What you need to do: Go through the listing and set it down exactly, leaving out its pictures.
* Start *
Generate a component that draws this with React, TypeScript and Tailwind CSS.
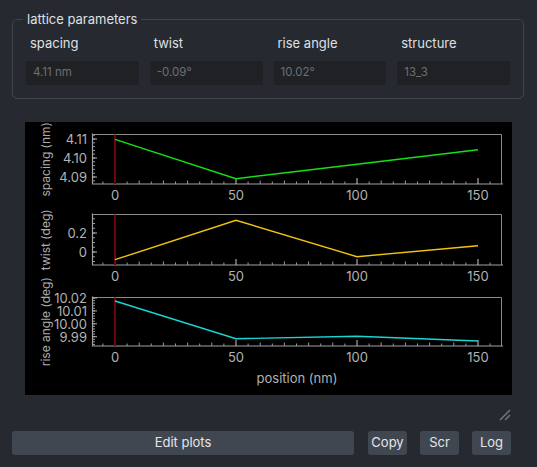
import React from 'react';

type Plot = {
  top: number;
  bottom: number;
  label: string;
  color: string;
  y: (v: number) => number;
  major: { v: number; text: string }[];
  minorFrom: number;
  minorTo: number;
  minorStep: number;
  data: number[];
};

const X = (v: number) => 115 + v * 2.42;
const LEFT = 92;
const RIGHT = 501.5;
const AXIS_END = 503;
const FONT = "Inter, 'Liberation Sans', sans-serif";

const PLOTS: Plot[] = [
  {
    top: 134.5,
    bottom: 184,
    label: 'spacing (nm)',
    color: '#14e014',
    y: (v) => 139 + ((4.11 - v) / 0.01) * 19,
    major: [
      { v: 4.11, text: '4.11' },
      { v: 4.1, text: '4.10' },
      { v: 4.09, text: '4.09' },
    ],
    minorFrom: 4.088,
    minorTo: 4.112,
    minorStep: 0.002,
    data: [139.3, 178.7, 164.2, 149.7],
  },
  {
    top: 214.5,
    bottom: 265,
    label: 'twist (deg)',
    color: '#f2c40f',
    y: (v) => 252 - v * 95,
    major: [
      { v: 0.2, text: '0.2' },
      { v: 0, text: '0' },
    ],
    minorFrom: -0.1,
    minorTo: 0.35,
    minorStep: 0.05,
    data: [259.7, 220.3, 256.7, 245.7],
  },
  {
    top: 297.5,
    bottom: 346,
    label: 'rise angle (deg)',
    color: '#16d6d6',
    y: (v) => 298 + (10.02 - v) * 1290,
    major: [
      { v: 10.02, text: '10.02' },
      { v: 10.01, text: '10.01' },
      { v: 10.0, text: '10.00' },
      { v: 9.99, text: '9.99' },
    ],
    minorFrom: 9.984,
    minorTo: 10.02,
    minorStep: 0.002,
    data: [301, 338.7, 336.3, 341],
  },
];

function range(from: number, to: number, step: number) {
  const out: number[] = [];
  for (let v = from; v <= to + step / 10; v += step) out.push(v);
  return out;
}

function PlotPanel({ p }: { p: Plot }) {
  const xMinor = range(-5, 155, 5);
  const mid = (p.top + p.bottom) / 2;
  return (
    <g>
      {/* frame */}
      <line x1={LEFT} y1={p.top} x2={RIGHT} y2={p.top} stroke="#8a8a8a" strokeWidth={1} />
      <line x1={RIGHT} y1={p.top} x2={RIGHT} y2={p.bottom} stroke="#8a8a8a" strokeWidth={1} />
      <line x1={LEFT + 0.5} y1={p.top - 1} x2={LEFT + 0.5} y2={p.bottom} stroke="#a2a2a2" strokeWidth={1.2} />
      <line x1={LEFT} y1={p.bottom} x2={AXIS_END} y2={p.bottom} stroke="#a2a2a2" strokeWidth={1.2} />

      {/* y ticks */}
      {range(p.minorFrom, p.minorTo, p.minorStep).map((v) => {
        const yy = p.y(v);
        if (yy < p.top - 1 || yy > p.bottom - 1) return null;
        return <line key={v} x1={LEFT} y1={yy} x2={LEFT + 3} y2={yy} stroke="#9a9a9a" strokeWidth={1} />;
      })}
      {p.major.map((t) => (
        <g key={t.text}>
          <line x1={LEFT} y1={p.y(t.v)} x2={LEFT + 5} y2={p.y(t.v)} stroke="#b0b0b0" strokeWidth={1} />
          <text
            x={87}
            y={p.y(t.v)}
            textAnchor="end"
            dominantBaseline="central"
            fontSize={13}
            fill="#b2b2b2"
            fontFamily={FONT}
          >
            {t.text}
          </text>
        </g>
      ))}

      {/* x ticks */}
      {xMinor.map((v) => {
        const xx = X(v);
        if (xx <= LEFT + 1) return null;
        const major = v % 50 === 0;
        return (
          <line
            key={v}
            x1={xx}
            y1={p.bottom}
            x2={xx}
            y2={p.bottom - (major ? 6 : v % 10 === 0 ? 3.5 : 2.5)}
            stroke={major ? '#c8c8c8' : '#9a9a9a'}
            strokeWidth={1}
          />
        );
      })}
      {[0, 50, 100, 150].map((v) => (
        <text
          key={v}
          x={X(v)}
          y={p.bottom + 10.5}
          textAnchor="middle"
          dominantBaseline="central"
          fontSize={13}
          fill="#b2b2b2"
          fontFamily={FONT}
        >
          {v}
        </text>
      ))}

      {/* axis label */}
      <text
        x={45.5}
        y={mid}
        transform={`rotate(-90 45.5 ${mid})`}
        textAnchor="middle"
        dominantBaseline="central"
        fontSize={12}
        fill="#ababab"
        fontFamily={FONT}
      >
        {p.label}
      </text>

      {/* cursor */}
      <line x1={115} y1={p.top} x2={115} y2={p.bottom} stroke="#6e0606" strokeWidth={2} />

      {/* data */}
      <polyline
        points={p.data.map((d, i) => `${X(i * 50)},${d}`).join(' ')}
        fill="none"
        stroke={p.color}
        strokeWidth={1.4}
      />
    </g>
  );
}

const FIELDS = [
  { label: 'spacing', value: '4.11 nm' },
  { label: 'twist', value: '-0.09°' },
  { label: 'rise angle', value: '10.02°' },
  { label: 'structure', value: '13_3' },
];

export default function App() {
  return (
    <div
      className="w-[537px] h-[467px] bg-[#262930] flex flex-col pl-[12px] pr-[13px] text-[#dcdde0]"
      style={{ fontFamily: FONT }}
    >
      <fieldset className="mt-[11px] border border-[#41444c] rounded-[5px] pb-[13px]">
        <legend className="ml-[10px] px-[4px] text-[13px] leading-[16px] text-[#dfe0e3]">lattice parameters</legend>
        <div className="grid grid-cols-4 gap-x-[11px] pt-[8px] px-[13px]">
          {FIELDS.map((f) => (
            <div key={f.label} className="flex flex-col">
              <span className="pl-[4px] text-[13px] leading-[16px] text-[#dfe0e3]">{f.label}</span>
              <div className="mt-[10px] h-[24px] rounded-[2px] bg-[#1f2125] px-[7px] flex items-center text-[11.5px] text-[#6c6f74]">
                {f.value}
              </div>
            </div>
          ))}
        </div>
      </fieldset>

      <div className="mt-[23px] ml-[13px] w-[487px] h-[273px] bg-black">
        <svg width={487} height={273} viewBox="25 122 487 273">
          {PLOTS.map((p) => (
            <PlotPanel key={p.label} p={p} />
          ))}
          <text
            x={297}
            y={378}
            textAnchor="middle"
            dominantBaseline="central"
            fontSize={13}
            fill="#b2b2b2"
            fontFamily={FONT}
          >
            position (nm)
          </text>
        </svg>
      </div>

      <div className="flex justify-end mt-[14px] pr-[13px]">
        <svg width={12} height={12} viewBox="0 0 12 12">
          <line x1={11} y1={1} x2={1} y2={11} stroke="#75787d" strokeWidth={1.4} />
          <line x1={11} y1={6} x2={6} y2={11} stroke="#75787d" strokeWidth={1.4} />
        </svg>
      </div>

      <div className="flex items-center mt-[10px] pr-[13px] gap-[13px] text-[13px] text-[#e4e5e8]">
        <button className="flex-1 h-[24px] rounded-[3px] bg-[#414751]">Edit plots</button>
        <button className="w-[39px] h-[24px] rounded-[3px] bg-[#414751] ml-[1px]">Copy</button>
        <button className="w-[39px] h-[24px] rounded-[3px] bg-[#414751]">Scr</button>
        <button className="w-[39px] h-[24px] rounded-[3px] bg-[#414751]">Log</button>
      </div>
    </div>
  );
}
* End *
Result:
Generate a component that draws this with React, TypeScript and Tailwind CSS.
import React from 'react';

type Plot = {
  top: number;
  bottom: number;
  label: string;
  color: string;
  y: (v: number) => number;
  major: { v: number; text: string }[];
  minorFrom: number;
  minorTo: number;
  minorStep: number;
  data: number[];
};

const X = (v: number) => 115 + v * 2.42;
const LEFT = 92;
const RIGHT = 501.5;
const AXIS_END = 503;
const FONT = "Inter, 'Liberation Sans', sans-serif";

const PLOTS: Plot[] = [
  {
    top: 134.5,
    bottom: 184,
    label: 'spacing (nm)',
    color: '#14e014',
    y: (v) => 139 + ((4.11 - v) / 0.01) * 19,
    major: [
      { v: 4.11, text: '4.11' },
      { v: 4.1, text: '4.10' },
      { v: 4.09, text: '4.09' },
    ],
    minorFrom: 4.088,
    minorTo: 4.112,
    minorStep: 0.002,
    data: [139.3, 178.7, 164.2, 149.7],
  },
  {
    top: 214.5,
    bottom: 265,
    label: 'twist (deg)',
    color: '#f2c40f',
    y: (v) => 252 - v * 95,
    major: [
      { v: 0.2, text: '0.2' },
      { v: 0, text: '0' },
    ],
    minorFrom: -0.1,
    minorTo: 0.35,
    minorStep: 0.05,
    data: [259.7, 220.3, 256.7, 245.7],
  },
  {
    top: 297.5,
    bottom: 346,
    label: 'rise angle (deg)',
    color: '#16d6d6',
    y: (v) => 298 + (10.02 - v) * 1290,
    major: [
      { v: 10.02, text: '10.02' },
      { v: 10.01, text: '10.01' },
      { v: 10.0, text: '10.00' },
      { v: 9.99, text: '9.99' },
    ],
    minorFrom: 9.984,
    minorTo: 10.02,
    minorStep: 0.002,
    data: [301, 338.7, 336.3, 341],
  },
];

function range(from: number, to: number, step: number) {
  const out: number[] = [];
  for (let v = from; v <= to + step / 10; v += step) out.push(v);
  return out;
}

function PlotPanel({ p }: { p: Plot }) {
  const xMinor = range(-5, 155, 5);
  const mid = (p.top + p.bottom) / 2;
  return (
    <g>
      {/* frame */}
      <line x1={LEFT} y1={p.top} x2={RIGHT} y2={p.top} stroke="#8a8a8a" strokeWidth={1} />
      <line x1={RIGHT} y1={p.top} x2={RIGHT} y2={p.bottom} stroke="#8a8a8a" strokeWidth={1} />
      <line x1={LEFT + 0.5} y1={p.top - 1} x2={LEFT + 0.5} y2={p.bottom} stroke="#a2a2a2" strokeWidth={1.2} />
      <line x1={LEFT} y1={p.bottom} x2={AXIS_END} y2={p.bottom} stroke="#a2a2a2" strokeWidth={1.2} />

      {/* y ticks */}
      {range(p.minorFrom, p.minorTo, p.minorStep).map((v) => {
        const yy = p.y(v);
        if (yy < p.top - 1 || yy > p.bottom - 1) return null;
        return <line key={v} x1={LEFT} y1={yy} x2={LEFT + 3} y2={yy} stroke="#9a9a9a" strokeWidth={1} />;
      })}
      {p.major.map((t) => (
        <g key={t.text}>
          <line x1={LEFT} y1={p.y(t.v)} x2={LEFT + 5} y2={p.y(t.v)} stroke="#b0b0b0" strokeWidth={1} />
          <text
            x={87}
            y={p.y(t.v)}
            textAnchor="end"
            dominantBaseline="central"
            fontSize={13}
            fill="#b2b2b2"
            fontFamily={FONT}
          >
            {t.text}
          </text>
        </g>
      ))}

      {/* x ticks */}
      {xMinor.map((v) => {
        const xx = X(v);
        if (xx <= LEFT + 1) return null;
        const major = v % 50 === 0;
        return (
          <line
            key={v}
            x1={xx}
            y1={p.bottom}
            x2={xx}
            y2={p.bottom - (major ? 6 : v % 10 === 0 ? 3.5 : 2.5)}
            stroke={major ? '#c8c8c8' : '#9a9a9a'}
            strokeWidth={1}
          />
        );
      })}
      {[0, 50, 100, 150].map((v) => (
        <text
          key={v}
          x={X(v)}
          y={p.bottom + 10.5}
          textAnchor="middle"
          dominantBaseline="central"
          fontSize={13}
          fill="#b2b2b2"
          fontFamily={FONT}
        >
          {v}
        </text>
      ))}

      {/* axis label */}
      <text
        x={45.5}
        y={mid}
        transform={`rotate(-90 45.5 ${mid})`}
        textAnchor="middle"
        dominantBaseline="central"
        fontSize={12}
        fill="#ababab"
        fontFamily={FONT}
      >
        {p.label}
      </text>

      {/* cursor */}
      <line x1={115} y1={p.top} x2={115} y2={p.bottom} stroke="#6e0606" strokeWidth={2} />

      {/* data */}
      <polyline
        points={p.data.map((d, i) => `${X(i * 50)},${d}`).join(' ')}
        fill="none"
        stroke={p.color}
        strokeWidth={1.4}
      />
    </g>
  );
}

const FIELDS = [
  { label: 'spacing', value: '4.11 nm' },
  { label: 'twist', value: '-0.09°' },
  { label: 'rise angle', value: '10.02°' },
  { label: 'structure', value: '13_3' },
];

export default function App() {
  return (
    <div
      className="w-[537px] h-[467px] bg-[#262930] flex flex-col pl-[12px] pr-[13px] text-[#dcdde0]"
      style={{ fontFamily: FONT }}
    >
      <fieldset className="mt-[11px] border border-[#41444c] rounded-[5px] pb-[13px]">
        <legend className="ml-[10px] px-[4px] text-[13px] leading-[16px] text-[#dfe0e3]">lattice parameters</legend>
        <div className="grid grid-cols-4 gap-x-[11px] pt-[8px] px-[13px]">
          {FIELDS.map((f) => (
            <div key={f.label} className="flex flex-col">
              <span className="pl-[4px] text-[13px] leading-[16px] text-[#dfe0e3]">{f.label}</span>
              <div className="mt-[10px] h-[24px] rounded-[2px] bg-[#1f2125] px-[7px] flex items-center text-[11.5px] text-[#6c6f74]">
                {f.value}
              </div>
            </div>
          ))}
        </div>
      </fieldset>

      <div className="mt-[23px] ml-[13px] w-[487px] h-[273px] bg-black">
        <svg width={487} height={273} viewBox="25 122 487 273">
          {PLOTS.map((p) => (
            <PlotPanel key={p.label} p={p} />
          ))}
          <text
            x={297}
            y={378}
            textAnchor="middle"
            dominantBaseline="central"
            fontSize={13}
            fill="#b2b2b2"
            fontFamily={FONT}
          >
            position (nm)
          </text>
        </svg>
      </div>

      <div className="flex justify-end mt-[14px] pr-[13px]">
        <svg width={12} height={12} viewBox="0 0 12 12">
          <line x1={11} y1={1} x2={1} y2={11} stroke="#75787d" strokeWidth={1.4} />
          <line x1={11} y1={6} x2={6} y2={11} stroke="#75787d" strokeWidth={1.4} />
        </svg>
      </div>

      <div className="flex items-center mt-[10px] pr-[13px] gap-[13px] text-[13px] text-[#e4e5e8]">
        <button className="flex-1 h-[24px] rounded-[3px] bg-[#414751]">Edit plots</button>
        <button className="w-[39px] h-[24px] rounded-[3px] bg-[#414751] ml-[1px]">Copy</button>
        <button className="w-[39px] h-[24px] rounded-[3px] bg-[#414751]">Scr</button>
        <button className="w-[39px] h-[24px] rounded-[3px] bg-[#414751]">Log</button>
      </div>
    </div>
  );
}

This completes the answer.